Two bright guys writing for the Times think so. They write that Republicans in Congress are beginning to grow a backbone, that they’re upset about being steamrolled by Obama and mad that now he wants more:

The appetite for a government shutdown is growing among Republicans,  who shied  away from one during the debt and spending fights in the last  Congress but now say one may be needed.

Then they quote various people to back up their statement. This is from brand new Senator Ted Cruz (R-Texas):

I  think the last time we saw a shutdown, the fact that Republicans were willing to stand together — on fiscally conservative principles — ended up producing a result that was responsible and that benefited the country and that  ultimately produced enormous economic growth.
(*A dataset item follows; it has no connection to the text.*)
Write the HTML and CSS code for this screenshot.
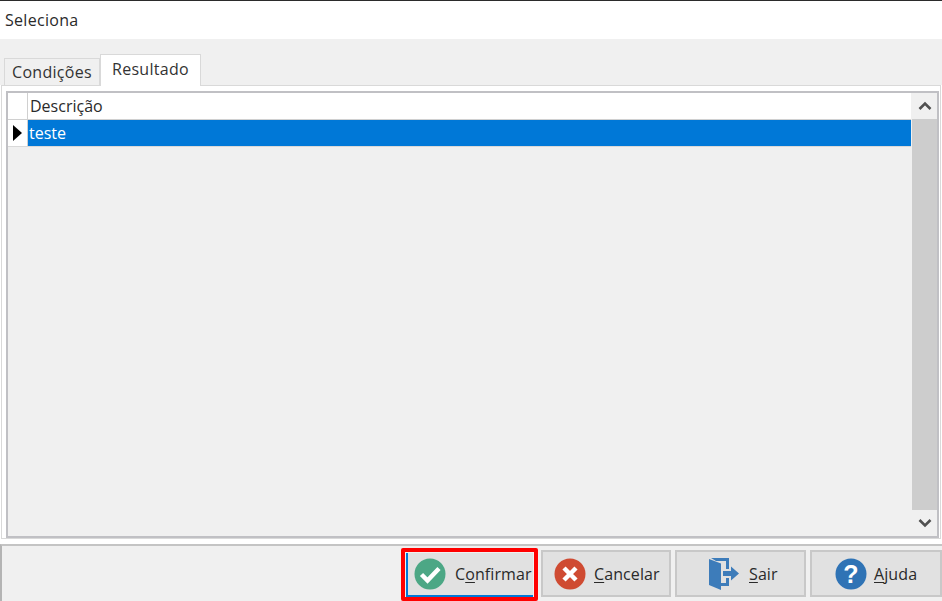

When was that, exactly? Was that back in 1994-1995 when the government was shut down for, what, five days? How did that work out? Was government spending cut? Was anything substantial accomplished? Well, Newt Gingrich, then Speaker of the House, lost most of his conservative cred, and never got it back.

Or was it in the summer of 2011 when Speaker Boehner threatened to shut things down and then backed away, deciding instead to kick the ban to December 31, 2012. And just how did that work out, Ted?

The authors then quote Senator John Cornyn (R-Texas) who wrote an editorial in the Houston Chronicle on Friday, saying:

It may be necessary to partially shut down the government in order to secure the long-term fiscal well-being of our country, rather than plod along the path of Greece.

Cornyn sports a less than impressive Freedom Index (FI) rating of 83 (translation: he finds it convenient to vote for bills about one out of every five times – this is a conservative?).

And then there’s Republican cheerleader Mitch McConnell (R-Ky.) – with a dismal FI of 70 – who says that it’s “shameful” that Republicans have to use such tactics:

None  of us like using these situations like the sequester or the debt  ceiling or operation of government to try to engage the president to  deal with this. It’s a  shame we have to use whatever leverage we have in Congress to  get the  president to deal with the biggest problem of our time, and that’s our  excessive spending.

This is a sham and a fraud. Let’s look at the Constitution: Article I, Section 7: “All bills for raising revenue shall originate in the House of Representatives…”

And so just who was it who got us into this mess?

Let’s check the logic on this. The House started the ball rolling by voting for (largely unconstitutional) spending. The Senate went along, the White House signed the bills into law. And now the House is complaining that the president doesn’t want to talk about cutting spending?

There will some noise, perhaps even some shouting. But a government shutdown? Hardly likely. The spending will continue.